China Daily editorial
The phone call between China’s top diplomat Yang Jiechi and US Secretary of State Antony Blinken on Saturday, at the latter’s invitation, has highlighted the scale of the challenge that lies ahead for the two sides to get their bilateral relationship back on track.
In the first major exchange between the countries since the new US administration took office, Yang, a member of the Political Bureau of the Communist Party of China (CPC) Central Committee and director of the Office of the Foreign Affairs Commission of the CPC Central Committee, stressed that the relationship between China and the United States is at “a critical juncture”.
He urged the US to play a constructive role in promoting peace and stability in the Asia-Pacific region, uphold the spirit of no conflict, non-confrontation and win-win cooperation; properly manage the differences between the two sides and push forward the sound and stable development of China-US relations.
Although there was nothing new in this, since this has been Beijing’s consistent stance toward the US, the Joe Biden administration should be clearheaded about what Yang was referring to when he said that the two countries should respect each other’s core interests, political systems and development paths, and run their own affairs well.
Blinken on his part reinforced why the divergences between the two countries have become so intractable.

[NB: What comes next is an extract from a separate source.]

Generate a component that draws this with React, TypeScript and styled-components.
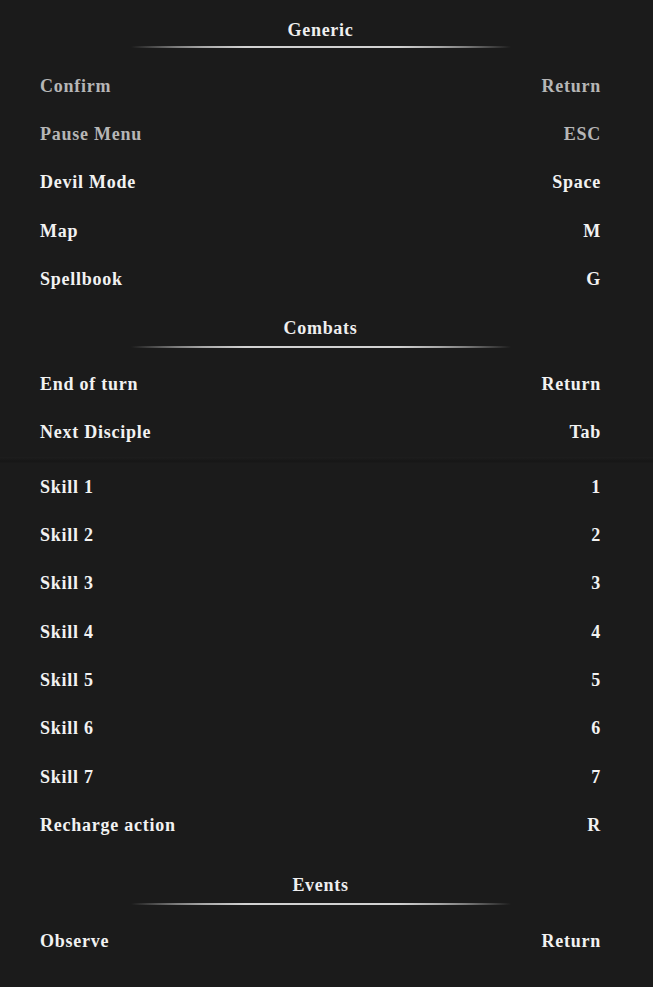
import styled, { createGlobalStyle } from 'styled-components';

// key bindings, grouped like the in-game controls page
type Binding = { label: string; key: string; muted?: boolean };

const generic: Binding[] = [
  { label: 'Confirm', key: 'Return', muted: true },
  { label: 'Pause Menu', key: 'ESC', muted: true },
  { label: 'Devil Mode', key: 'Space' },
  { label: 'Map', key: 'M' },
  { label: 'Spellbook', key: 'G' },
];

const combatsTop: Binding[] = [
  { label: 'End of turn', key: 'Return' },
  { label: 'Next Disciple', key: 'Tab' },
];

const combatsSkills: Binding[] = [
  { label: 'Skill 1', key: '1' },
  { label: 'Skill 2', key: '2' },
  { label: 'Skill 3', key: '3' },
  { label: 'Skill 4', key: '4' },
  { label: 'Skill 5', key: '5' },
  { label: 'Skill 6', key: '6' },
  { label: 'Skill 7', key: '7' },
  { label: 'Recharge action', key: 'R' },
];

const events: Binding[] = [{ label: 'Observe', key: 'Return' }];

const GlobalStyle = createGlobalStyle`
  html, body {
    margin: 0;
    padding: 0;
    background: #1b1b1b;
  }
  body {
    font-family: 'Liberation Serif', 'DejaVu Serif', serif;
    -webkit-font-smoothing: antialiased;
  }
`;

const Page = styled.div`
  display: flex;
  flex-direction: column;
  padding: 5px 52px 0 40px;
  min-height: 987px;
  box-sizing: border-box;
  background: #1b1b1b;
`;

const SectionHeader = styled.div<{ $top: number; $bottom: number }>`
  display: flex;
  flex-direction: column;
  align-items: center;
  padding-top: ${(p) => p.$top}px;
  padding-bottom: ${(p) => p.$bottom}px;
`;

const Title = styled.h2`
  margin: 0;
  height: 24px;
  line-height: 24px;
  font-size: 18px;
  font-weight: 700;
  color: #efefef;
  letter-spacing: 0.7px;
`;

const Rule = styled.div<{ $gap: number }>`
  margin-top: ${(p) => p.$gap}px;
  width: 380px;
  height: 2px;
  background: linear-gradient(
    to right,
    rgba(140, 140, 140, 0) 0%,
    rgba(150, 150, 150, 0.8) 12%,
    #a8a8a8 19%,
    #d2d2d2 30%,
    #d2d2d2 70%,
    #a8a8a8 81%,
    rgba(150, 150, 150, 0.8) 88%,
    rgba(140, 140, 140, 0) 100%
  );
`;

const Row = styled.div<{ $muted?: boolean }>`
  display: flex;
  align-items: center;
  justify-content: space-between;
  height: 48.3px;
  font-size: 18px;
  font-weight: 700;
  letter-spacing: 0.75px;
  color: ${(p) => (p.$muted ? '#b6b6b6' : '#f2f2f2')};
`;

const Shade = styled.div`
  height: 6px;
  margin: 0 -52px 0 -40px;
  background: linear-gradient(
    to bottom,
    rgba(255, 255, 255, 0.012) 0%,
    rgba(0, 0, 0, 0.16) 70%,
    rgba(0, 0, 0, 0.05) 100%
  );
`;

const Spacer = styled.div<{ $h: number }>`
  height: ${(p) => p.$h}px;
`;

function Header({
  title,
  top,
  gap,
  bottom,
}: {
  title: string;
  top: number;
  gap: number;
  bottom: number;
}) {
  return (
    <SectionHeader $top={top} $bottom={bottom}>
      <Title>{title}</Title>
      <Rule $gap={gap} />
    </SectionHeader>
  );
}

function Rows({ items }: { items: Binding[] }) {
  return (
    <>
      {items.map((b) => (
        <Row key={b.label} $muted={b.muted}>
          <span>{b.label}</span>
          <span>{b.key}</span>
        </Row>
      ))}
    </>
  );
}

export default function App() {
  return (
    <>
      <GlobalStyle />
      <Page>
        <Header title="Generic" top={13} gap={4} bottom={14} />
        <Rows items={generic} />
        <Header title="Combats" top={13} gap={6} bottom={12} />
        <Rows items={combatsTop} />
        <Shade />
        <Rows items={combatsSkills} />
        <Spacer $h={11} />
        <Header title="Events" top={13} gap={6} bottom={12} />
        <Rows items={events} />
      </Page>
    </>
  );
}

Adopting a “hardball” stance, he signaled the Biden administration would continue its predecessor’s policies of trying to stir up trouble in China’s autonomous regions and Hong Kong.
Yet although Blinken’s message was essentially the same as Biden’s first foreign policy speech on Thursday, it is perhaps worth pointing out that there is a marked difference in the stances of the Biden administration and its “maximum pressure” doting predecessor, since Biden also said that the US stood ready to “work with Beijing when it’s in America’s interest to do so”.
And despite all the tough talk, the fact remains the two sides have a common interest in maintaining regional stability and peace, and deepening their economic and trade cooperation.
In their last meeting in 2015, when Blinken was deputy secretary of state in the Barack Obama administration and Yang was China’s foreign minister, Blinken said the US and China could cooperate on a series of issues in meaningful ways, and the US was willing to do so.
The first part of that assessment remains unchanged, and the question is whether the US is still of a mind to cooperate.
If the Biden administration isn’t, it will simply be repeating the mistakes of the former administration, and it doesn’t take a crystal ball to see where that road leads. If it is, the outlook for the future will brighter.